NEW YORK (AP) — Cisco Systems Inc., the world’s largest maker of computer networking equipment, is undergoing severe belt-tightening as it reports its fiscal fourth-quarter results after the stock market closes Wednesday.
WHAT TO WATCH FOR: Cisco announced three weeks ago that it would cut 6,500 jobs, or about 9 percent of its work force, in a drastic move to address slowing growth. Encouraged by two decades of success, the company was trying to expand into too many different markets, and it’s now slimming down to focus on its core products.
Analysts will be listening for more details on the restructuring, which will cost $1.3 billion in severance and termination benefits. Cisco will take a $750 million charge in the just-ended quarter.
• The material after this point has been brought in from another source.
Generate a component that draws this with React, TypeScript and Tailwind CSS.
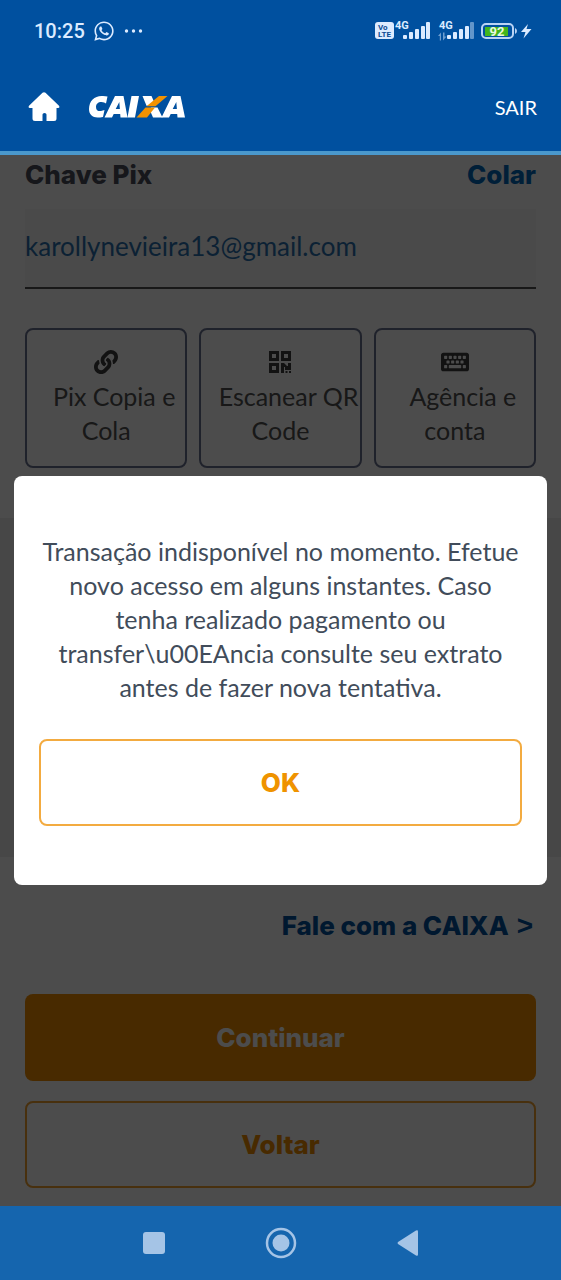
import { FaLink, FaKeyboard, FaWhatsapp } from "react-icons/fa";
import type { ReactNode } from "react";

function Signal({ faded, updown }: { faded?: boolean; updown?: boolean }) {
  return (
    <svg width="36" height="24" viewBox="0 0 36 24" fill="#dcebff" aria-label="4G" className="overflow-visible">
      <text x="-1" y="10" fontSize="11" fontWeight="700" fontFamily="Roboto, sans-serif">4G</text>
      {updown && (
        <g opacity="0.5">
          <path d="M-2 17l3-3.500v8h-1.200v-4.500z" />
          <path d="M3 13.500v8l3.500-4h-2v-4z" />
        </g>
      )}
      <rect x="7" y="16" width="4" height="4" rx="1" />
      <rect x="13" y="13" width="4" height="7" rx="1" />
      <rect x="19" y="10" width="4" height="10" rx="1" />
      <rect x="25" y="7" width="4" height="13" rx="1" />
      <rect x="30" y="3" width="4" height="17" rx="1" opacity={faded ? 0.45 : 1} />
    </svg>
  );
}

function StatusBar() {
  return (
    <div className="flex h-[62px] items-center justify-between pr-[29px] pl-[34px] text-[#dcebff]">
      <div className="flex items-center gap-2 font-[Roboto,sans-serif] text-xl font-medium">
        <span>10:25</span>
        <FaWhatsapp className="size-[22px]" />
        <svg width="20" height="4" viewBox="0 0 20 4" fill="currentColor">
          <circle cx="3.500" cy="2" r="1.700" />
          <circle cx="10.500" cy="2" r="1.700" />
          <circle cx="17.500" cy="2" r="1.700" />
        </svg>
      </div>
      <div className="flex items-center">
        <svg width="20" height="18" viewBox="0 0 20 18">
          <rect x="0" y="0" width="19" height="17" rx="3" fill="#dcebff" />
          <text x="3" y="8" fontSize="8" fontWeight="700" fontFamily="Roboto, sans-serif" fill="#0a4a94">Vo</text>
          <text x="3" y="15" fontSize="8" fontWeight="700" fontFamily="Roboto, sans-serif" fill="#0a4a94">LTE</text>
        </svg>
        <div className="ml-px flex gap-2">
          <Signal />
          <Signal faded updown />
        </div>
        <svg className="ml-1" width="52" height="18" viewBox="0 0 52 18">
          <rect x="2" y="2" width="31" height="14" rx="4" fill="none" stroke="#b9d3f5" strokeWidth="2" />
          <path d="M35 6v6q2-1 2-3t-2-3z" fill="#b9d3f5" />
          <rect x="5" y="5" width="23" height="9" fill="#42b51c" />
          <text x="17" y="13.500" textAnchor="middle" fontSize="13" fontWeight="700" fontFamily="Roboto, sans-serif" fill="#e9f8e0">92</text>
          <path d="M48 2l-7 8h4.500l-2 6.500 8-9.500h-5z" fill="#dcebff" />
        </svg>
      </div>
    </div>
  );
}

function HomeIcon() {
  return (
    <svg width="32" height="32" viewBox="0 0 32 32" fill="currentColor">
      <path d="M14.500 1.800Q16 .8 17.500 1.800L31 14.800Q32.200 17 30 17H28.500V27.500Q28.500 30 26 30H18.500V23.500Q18.500 22 16.500 22Q14.500 22 14.500 23.500V30H7Q4.500 30 4.500 27.500V17H2Q-.2 17 1 14.800z" />
    </svg>
  );
}

function CaixaLogo() {
  return (
    <svg width="98" height="24" viewBox="0 0 98 24" role="img" aria-label="CAIXA" fill="#fff">
      <path d="M19.500 1.500 18 8.500Q16.500 7 13.500 7C10 7 8 9 8 12C8 15.500 10.500 16.500 13 16L16.500 15 15 22Q12 22.500 9.500 22.500C4.500 22.500 1 19.500 1 14C1 6 6.500 1 13.500 1Q17 .8 19.500 1.500z" />
      <path fillRule="evenodd" d="M27 1h8.500l4 21.500h-7l-.3-3.500h-6.500l-1.700 3.500h-7.500zM27.700 14h4.200l-.6-7z" />
      <path d="M43.500 1h7.500l-4 21.500h-7.500z" />
      <path d="M54.500 1h9l4 9-4 .8h-5z" />
      <path d="M63 12.500h6.500l5 10h-9.500l-3-7z" />
      <path d="M71 1h8.500L67.500 11.300H58.500z" fill="#f39200" />
      <path d="M57.500 12.500h9.500l-8 10h-10.500z" fill="#f39200" />
      <path fillRule="evenodd" d="M84 1h8.500l4.500 21.500h-7.500l-.3-3.500h-6.500l-1.700 3.500h-7.500zM84.700 14h4.200l-.6-7z" />
    </svg>
  );
}

function QrIcon() {
  return (
    <svg width="24" height="24" viewBox="0 0 24 24" fill="currentColor">
      <path fillRule="evenodd" d="M1 1h10v10H1zM4 4v4h4V4zM13 1h10v10H13zM16 4v4h4V4zM1 13h10v10H1zM4 16v4h4v-4z" />
      <path d="M13 13h3l3 3h1v-3h3v7h-6v-3h-1v6h-3zM17.500 21h2v2h-2zM21 21h2v2h-2z" />
    </svg>
  );
}

function Option({ icon, children }: { icon: ReactNode; children: ReactNode }) {
  return (
    <button className="flex h-[140px] min-w-0 flex-1 flex-col items-center rounded-lg border-2 border-[#6a7290] pt-5 text-[25px] text-[#505050]">
      <span className="flex h-6 items-center text-[#3c3c3c]">{icon}</span>
      <span className="pt-[5px] leading-[34px] whitespace-nowrap">{children}</span>
    </button>
  );
}

export default function App() {
  return (
    <div className="flex min-h-screen flex-col bg-white font-[Lato,sans-serif]">
      <header className="border-b-4 border-[#4a98cc] bg-[#00509f]">
        <StatusBar />
        <div className="flex h-[89px] items-center justify-between pr-6 pl-7">
          <div className="flex items-center gap-7">
            <a href="#inicio" aria-label="Início" className="text-white">
              <HomeIcon />
            </a>
            <CaixaLogo />
          </div>
          <button className="text-xl text-white">SAIR</button>
        </div>
      </header>

      <main className="relative flex-1">
        <div className="flex flex-col">
          <div className="flex h-[54px] items-start justify-between px-[25px] pt-[3px] font-[Inter,sans-serif] text-[26px] leading-[34px] font-extrabold">
            <label htmlFor="chave" className="text-[#4a4d5d]">Chave Pix</label>
            <button className="text-[#0068bd]">Colar</button>
          </div>
          <div className="px-[25px]">
            <input
              id="chave"
              type="text"
              defaultValue="karollynevieira13@gmail.com"
              className="h-20 w-full border-b-2 border-[#505050] bg-[#f8f8f8] pb-1 text-[26px] text-[#2b71ae]"
            />
          </div>
          <div className="flex gap-3 px-[25px] pt-[39px] pb-[50px]">
            <Option icon={<FaLink className="size-6" />}>
              <span className="pl-4">Pix Copia e</span><br />Cola
            </Option>
            <Option icon={<QrIcon />}>
              <span className="pl-4">Escanear QR</span><br />Code
            </Option>
            <Option icon={<FaKeyboard className="size-7" />}>
              <span className="pl-4">Agência e</span><br />conta
            </Option>
          </div>
          <div className="h-[339px] bg-[#efefef]" />
          <div className="flex h-[137px] justify-end px-[28px] pt-[52px]">
            <a href="#contato" className="flex gap-2 font-[Inter,sans-serif] text-[26px] leading-[34px] font-extrabold text-[#00509f]">
              <span>Fale com a CAIXA</span>
              <span className="font-['Liberation_Sans',sans-serif] text-[28px] font-bold">&gt;</span>
            </a>
          </div>
          <div className="flex flex-col gap-5 px-[25px] pb-[17px] font-[Inter,sans-serif] text-[26px] font-extrabold">
            <button className="h-[87px] rounded-lg bg-[#f08c00] text-white">Continuar</button>
            <button className="h-[87px] rounded-lg border-2 border-[#f0a030] text-[#f08c00]">Voltar</button>
          </div>
        </div>

        <div className="absolute inset-0 flex items-center justify-center bg-black/70 px-[14px]">
          <div role="dialog" aria-modal="true" aria-labelledby="aviso" className="flex w-full flex-col rounded-lg bg-white px-[25px] pt-[58px] pb-[59px]">
            <p id="aviso" className="text-center text-[25px] leading-[34px] text-[#414c5a]">
              Transação indisponível no momento. Efetue<br />
              novo acesso em alguns instantes. Caso<br />
              tenha realizado pagamento ou<br />
              transfer\u00EAncia consulte seu extrato<br />
              antes de fazer nova tentativa.
            </p>
            <button className="mt-[35px] h-[87px] rounded-lg border-2 border-[#f3ab40] font-[Inter,sans-serif] text-[26px] font-extrabold text-[#ef9300]">OK</button>
          </div>
        </div>
      </main>

      <nav className="grid h-[74px] grid-cols-3 items-center justify-items-center bg-[#1565ae] px-[90px] text-[#a5c4e6]">
        <button aria-label="Recentes">
          <svg width="24" height="24" viewBox="0 0 24 24" fill="currentColor"><rect x="1" y="1" width="22" height="22" rx="3" /></svg>
        </button>
        <button aria-label="Início">
          <svg width="32" height="32" viewBox="0 0 32 32" fill="currentColor">
            <circle cx="16" cy="16" r="14" fill="none" stroke="currentColor" strokeWidth="2.500" />
            <circle cx="16" cy="16" r="8.500" />
          </svg>
        </button>
        <button aria-label="Voltar">
          <svg width="24" height="28" viewBox="0 0 24 28" fill="currentColor"><path d="M2 13 20 1.500q2-1 2 1v23q0 2-2 1L2 15q-1-1 0-2z" /></svg>
        </button>
      </nav>
    </div>
  );
}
“While the stock is cheap, it’s very early days in the company’s restructuring efforts — the company hasn’t yet addressed much the restructuring that’s necessary in our view,” Jefferies analyst George Notter wrote in a research note Monday.
Notter expects decent sales to corporate clients in the quarter, but weak ones to government.
Cisco still has a stated goal of 12 percent to 17 percent growth in annual revenue. On the most recent financial conference call, CEO John Chambers said the figures were “not reflective of the environment,” but he hasn’t provided a new range. The company is holding an analyst day next month, which should provide more clarity.
WHY IT MATTERS: Cisco is one of the largest technology companies. Its stock is close to the two-year low of $13.94.
WHAT’S EXPECTED: Analysts polled by FactSet expect Cisco to report earnings of 38 cents per share on revenue of $11 billion. The company provided an outlook that pointed to revenue of $10.84 billion to $11.05 billion.
For the current quarter, analysts are expecting earnings of 39 cents per share on $11 billion in revenue.
LAST YEAR’S QUARTER: Cisco reported net income of 33 cents per share on revenue of $10.8 billion.